I like Cracked.  You probably do too.  But like that old adage that every newspaper story is true except for the ones for which you happen to have firsthand knowledge, I found their recent article on 6 Real Planets That Put Science Fiction To Shame to be . . . lacking.  Not lacking in funny, or facts, but lacking in my favorite planets, and some of the weirdest specimens the universe has yet to offer up.

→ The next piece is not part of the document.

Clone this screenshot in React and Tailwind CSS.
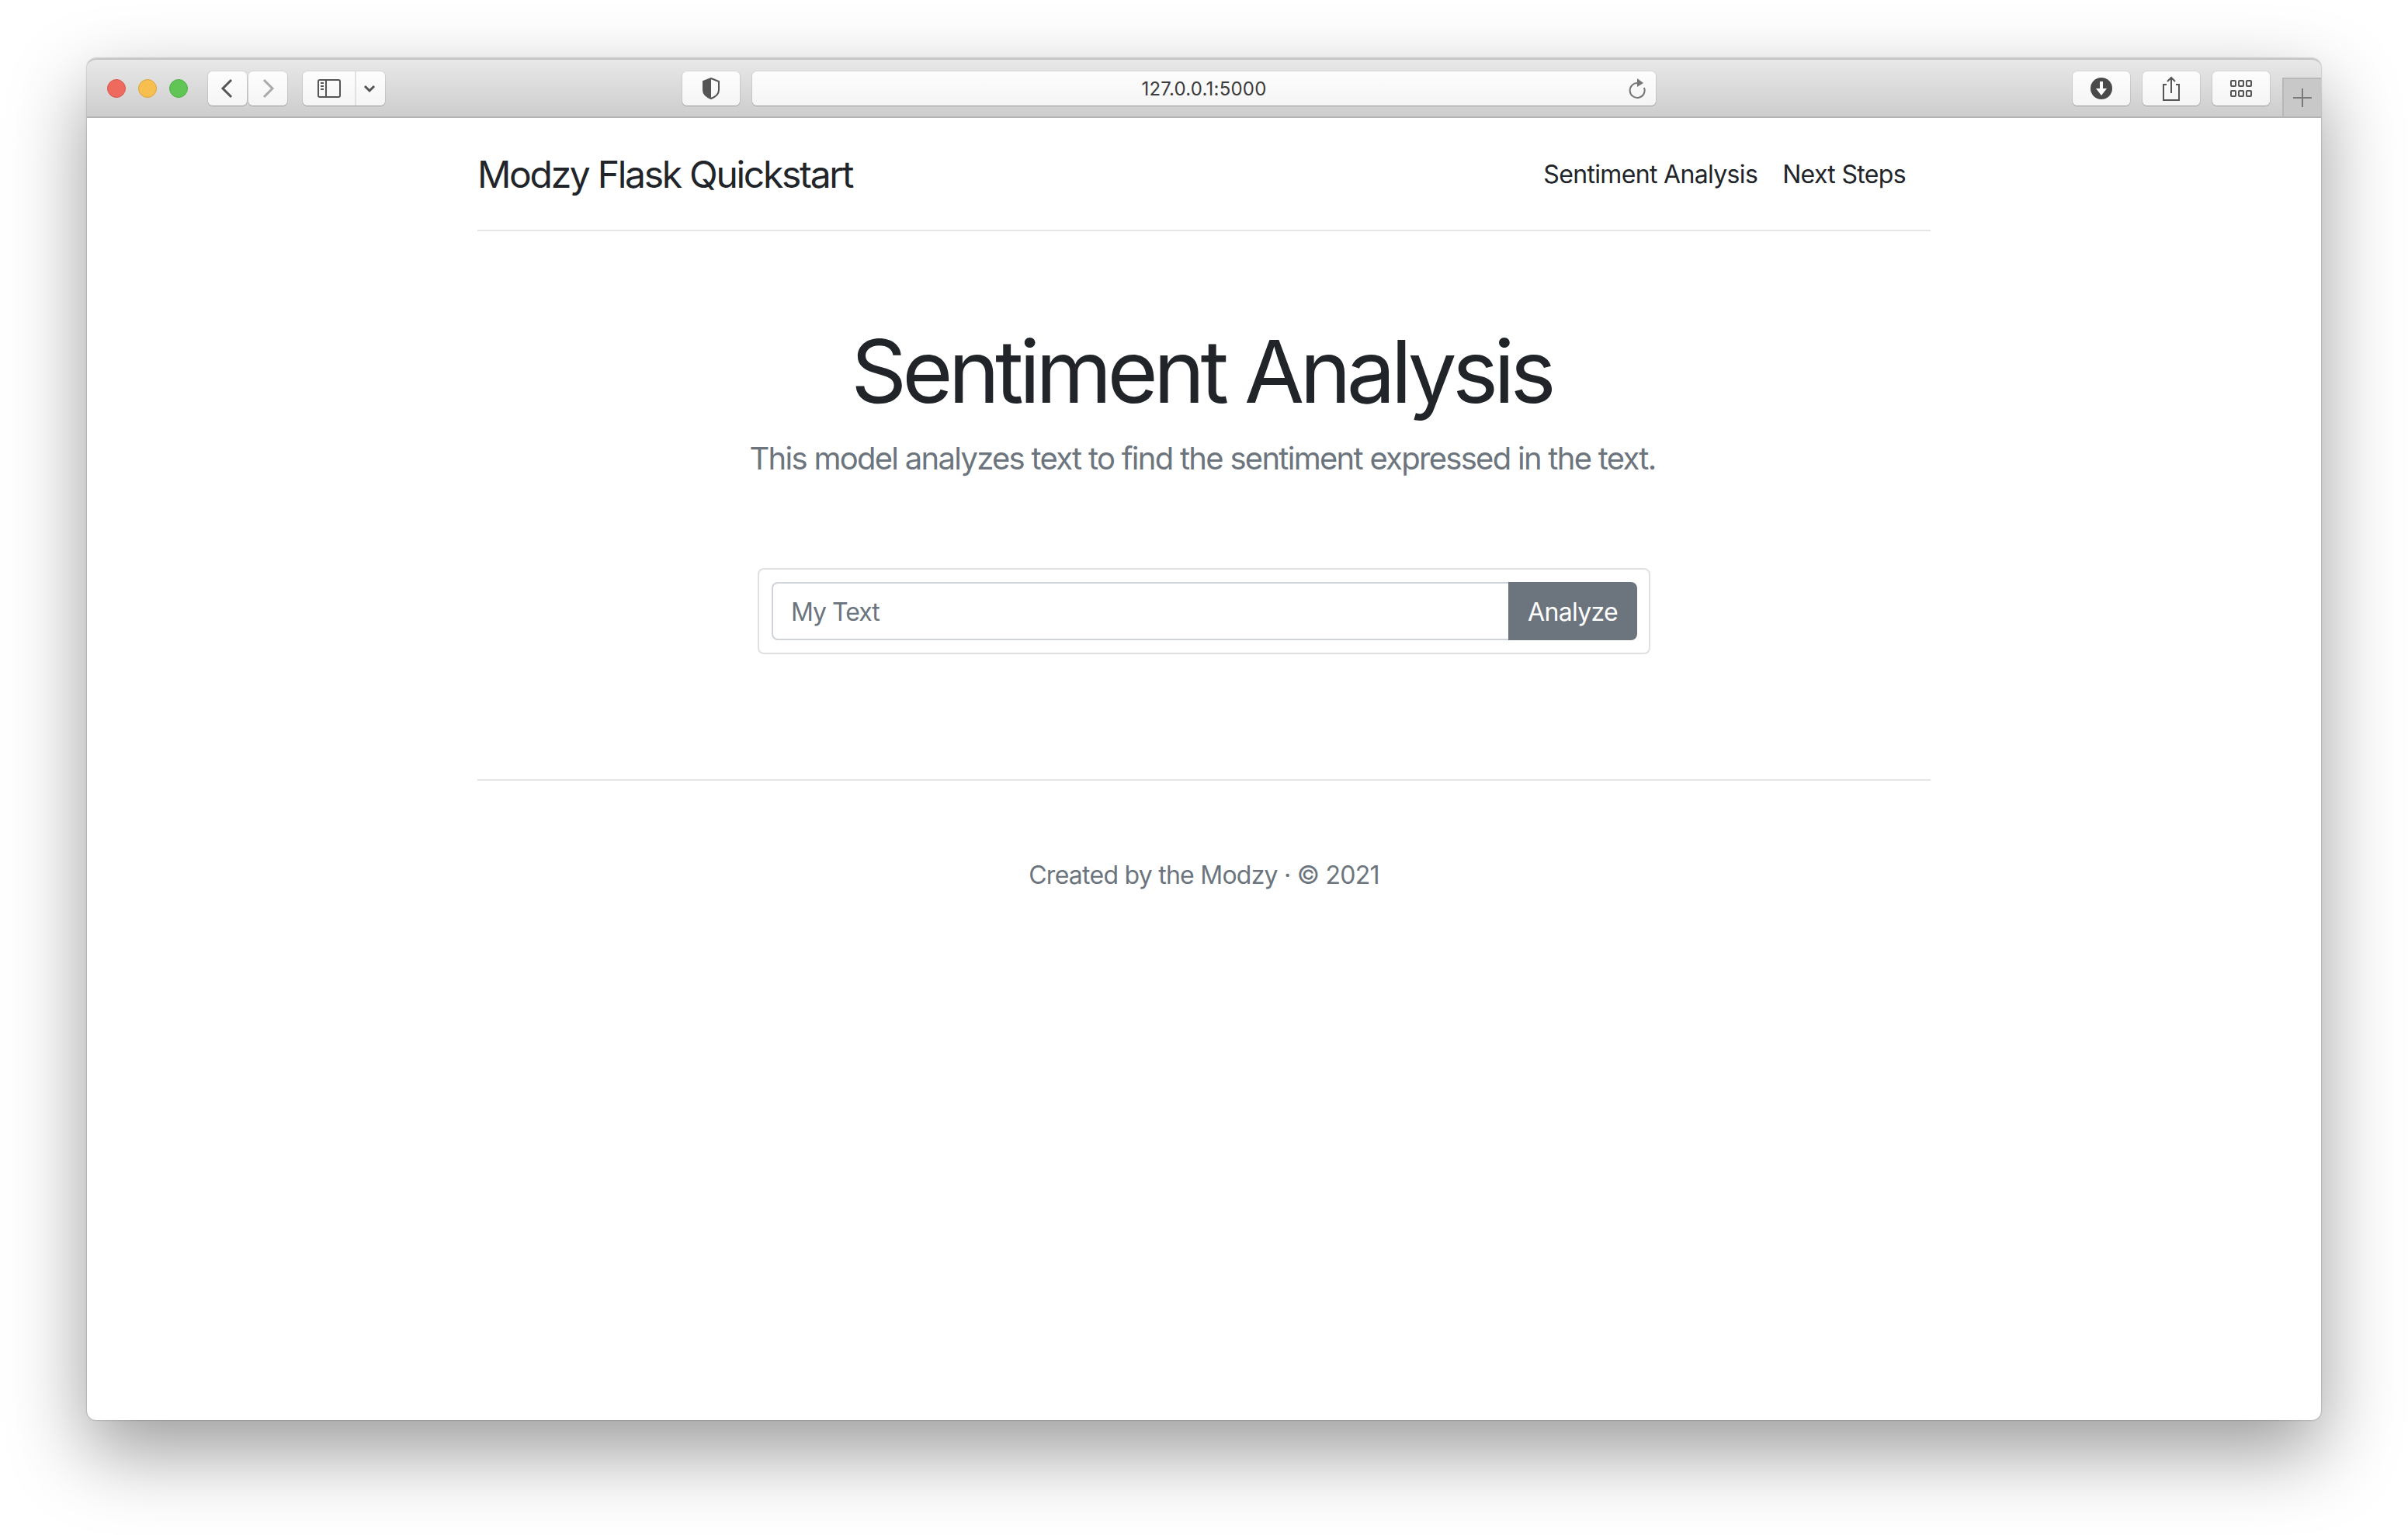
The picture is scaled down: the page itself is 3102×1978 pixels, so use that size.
const btn = "flex items-center justify-center h-[44px] rounded-[6px] bg-gradient-to-b from-[#fdfdfd] to-[#f5f5f5] shadow-[0_0_0_1px_rgba(0,0,0,0.06),0_1px_1px_rgba(0,0,0,0.22)]";

function Light({ className }) {
  return <span className={`h-[24px] w-[24px] rounded-full border ${className}`} />;
}

function Toolbar() {
  return (
    <div className="flex h-[77px] shrink-0 items-center rounded-t-[12px] border-t-2 border-b-2 border-t-[#c4c4c4] border-b-[#b4b4b4] bg-gradient-to-b from-[#e8e8e8] to-[#cdcdcd] pl-[26px]">
      <div className="flex gap-[16px]">
        <Light className="border-[#d9564c] bg-[#ee6a5f]" />
        <Light className="border-[#dca43c] bg-[#f6bf4f]" />
        <Light className="border-[#50ae46] bg-[#61c555]" />
      </div>
      <div className="ml-[26px] flex gap-[2px]">
        <div className={`${btn} w-[50px]`}>
          <svg width="20" height="28" viewBox="0 0 20 28" fill="none" stroke="#555" strokeWidth="3">
            <path d="M15 3 L4 14 L15 25" />
          </svg>
        </div>
        <div className={`${btn} w-[50px]`}>
          <svg width="20" height="28" viewBox="0 0 20 28" fill="none" stroke="#aaa" strokeWidth="3">
            <path d="M5 3 L16 14 L5 25" />
          </svg>
        </div>
      </div>
      <div className={`${btn} ml-[20px] w-[106px]`}>
        <div className="flex h-full w-[69px] items-center justify-center border-r-2 border-[#e2e2e2]">
          <svg width="30" height="24" viewBox="0 0 30 24" fill="none" stroke="#555" strokeWidth="2">
            <rect x="1" y="1" width="28" height="22" rx="2" />
            <path d="M11 1 V23" />
            <path d="M4 5 H8 M4 9 H8 M4 13 H8" />
          </svg>
        </div>
        <div className="flex flex-1 items-center justify-center pr-[4px]">
          <svg width="16" height="12" viewBox="0 0 16 12" fill="none" stroke="#555" strokeWidth="3">
            <path d="M2 3 L8 9 L14 3" />
          </svg>
        </div>
      </div>
      <div className={`${btn} ml-[383px] w-[74px]`}>
        <svg width="24" height="28" viewBox="0 0 24 28">
          <path d="M12 1 L22 5 V16 C22 21 17 25 12 27 C7 25 2 21 2 16 V5 Z" fill="none" stroke="#555" strokeWidth="2" />
          <path d="M12 1 L2 5 V16 C2 21 7 25 12 27 Z" fill="#555" />
        </svg>
      </div>
      <div className={`${btn} relative ml-[16px] w-[1164px]`}>
        <span className="pt-[2px] text-[24px] tracking-[0.2px] text-[#3c3c3c]">127.0.0.1:5000</span>
        <svg className="absolute right-[12px] top-[9px]" width="24" height="28" viewBox="0 0 24 28" fill="none">
          <path d="M13 6 A9.5 9.5 0 1 0 21 12" stroke="#777" strokeWidth="2" />
          <path d="M12 0 L20 6 L12 11 Z" fill="#777" />
        </svg>
      </div>
      <div className={`${btn} ml-[537px] w-[74px]`}>
        <svg width="28" height="28" viewBox="0 0 28 28">
          <circle cx="14" cy="14" r="14" fill="#4a4a4a" />
          <path d="M12 5 H16 V14 H21 L14 23 L7 14 H12 Z" fill="#fff" />
        </svg>
      </div>
      <div className={`${btn} ml-[16px] w-[74px]`}>
        <svg width="24" height="32" viewBox="0 0 24 32" fill="none" stroke="#555" strokeWidth="2">
          <path d="M6 11 H2 V31 H22 V11 H18" />
          <path d="M12 22 V2 M7 7 L12 2 L17 7" />
        </svg>
      </div>
      <div className={`${btn} ml-[16px] w-[74px]`}>
        <svg width="28" height="22" viewBox="0 0 28 22" fill="none" stroke="#555" strokeWidth="2">
          <rect x="1" y="1" width="6" height="7" rx="1" />
          <rect x="11" y="1" width="6" height="7" rx="1" />
          <rect x="21" y="1" width="6" height="7" rx="1" />
          <rect x="1" y="14" width="6" height="7" rx="1" />
          <rect x="11" y="14" width="6" height="7" rx="1" />
          <rect x="21" y="14" width="6" height="7" rx="1" />
        </svg>
      </div>
      <div className="ml-[16px] flex h-[50px] w-[50px] items-center justify-center self-end border-t-2 border-l-2 border-[#b8b8b8] bg-[#c8c8c8]">
        <svg width="24" height="24" viewBox="0 0 24 24" stroke="#7a7a7a" strokeWidth="2">
          <path d="M12 0 V24 M0 12 H24" />
        </svg>
      </div>
    </div>
  );
}

export default function App() {
  return (
    <div className="h-[1978px] overflow-hidden bg-white pl-[112px] pt-[75px] font-['Inter',sans-serif]">
      <div className="flex h-[1755px] w-[2878px] flex-col rounded-[12px] bg-white shadow-[0_40px_100px_rgba(0,0,0,0.4),0_0_2px_rgba(0,0,0,0.45)]">
        <Toolbar />
        <main className="mx-auto w-[1872px]">
          <header className="flex h-[146px] items-center justify-between border-b-2 border-[#e5e5e5] pr-[32px]">
            <h5 className="pt-[2px] text-[48px] tracking-[-2.3px] text-[#212529]">Modzy Flask Quickstart</h5>
            <nav className="flex gap-[32px] pt-[2px] text-[32px] tracking-[-0.66px] text-[#212529]">
              <a>Sentiment Analysis</a>
              <a>Next Steps</a>
            </nav>
          </header>

          <section className="pt-[113px] text-center">
            <h1 className="pr-[7px] text-[112px] leading-[134px] tracking-[-5.8px] text-[#212529]">Sentiment Analysis</h1>
            <p className="mt-[16px] pr-[4px] text-[40px] leading-[60px] tracking-[-1.72px] text-[#6c757d]">
              This model analyzes text to find the sentiment expressed in the text.
            </p>
          </section>

          <form className="mx-auto mt-[111px] flex h-[111px] w-[1150px] rounded-[8px] border-2 border-[#e0e0e0] p-[16px] pr-[15px]">
            <input
              className="min-w-0 flex-1 rounded-l-[8px] border-2 border-r-0 border-[#ced4da] pl-[23px] pr-[24px] pt-[2px] text-[32px] tracking-[-1px] text-[#495057] placeholder:text-[#6c757d]"
              placeholder="My Text"
            />
            <button className="w-[166px] rounded-r-[8px] bg-[#6c757d] pt-[2px] text-[32px] tracking-[-0.7px] text-white">Analyze</button>
          </form>

          <footer className="mt-[161px] border-t-2 border-[#e5e5e5] pt-[98px] text-center text-[32px] leading-[48px] tracking-[-0.75px] text-[#6c757d]">
            Created by the Modzy · © 2021
          </footer>
        </main>
      </div>
    </div>
  );
}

So, without further ado, here are 6 more real planets (plus a bonus) that any sci-fi editor would have rejected as “too out there” just a few decades ago.

 

Transmission spectrum of GJ 1214b, from Berta et al. (in prep.)

6. GJ1214b Could Be A Big Ball of Steam

The planet GJ1214b has been the subject of much scientific debate regarding the composition of its atmosphere.  GJ1214b is one of the few planets for which we’ve carried out transmission spectroscopy, a technique that measures a planet’s transit curve – the dip in starlight caused by the planet eclipsing its parent star – at various wavelengths.  As the planet’s atmosphere absorbs more or less light at each wavelength, the planet will appear effectively larger or smaller, changing the transit curve just slightly.  This technique, in theory, should allow us to determine what its atmosphere is made of, and indeed we can see that GJ1214b has an atmosphere of . . . something.  Unfortunately, transmission spectroscopy is difficult, and we don’t have enough data yet to determine definitively whether it has a thick atmosphere of water vapor, a hydrogen-helium atmosphere, or a layer of high-level clouds.  The overall density of the planet suggests that it either has a rocky core and a large hydrogen-helium atmosphere, or a nearly pure water composition.  However, recent work by Berta et al. lends weight to the water model, suggesting that the atmosphere is small and close to the planet and must be rich in dense vapors like water, rather than thin and puffed up and made of light gases like hydrogen.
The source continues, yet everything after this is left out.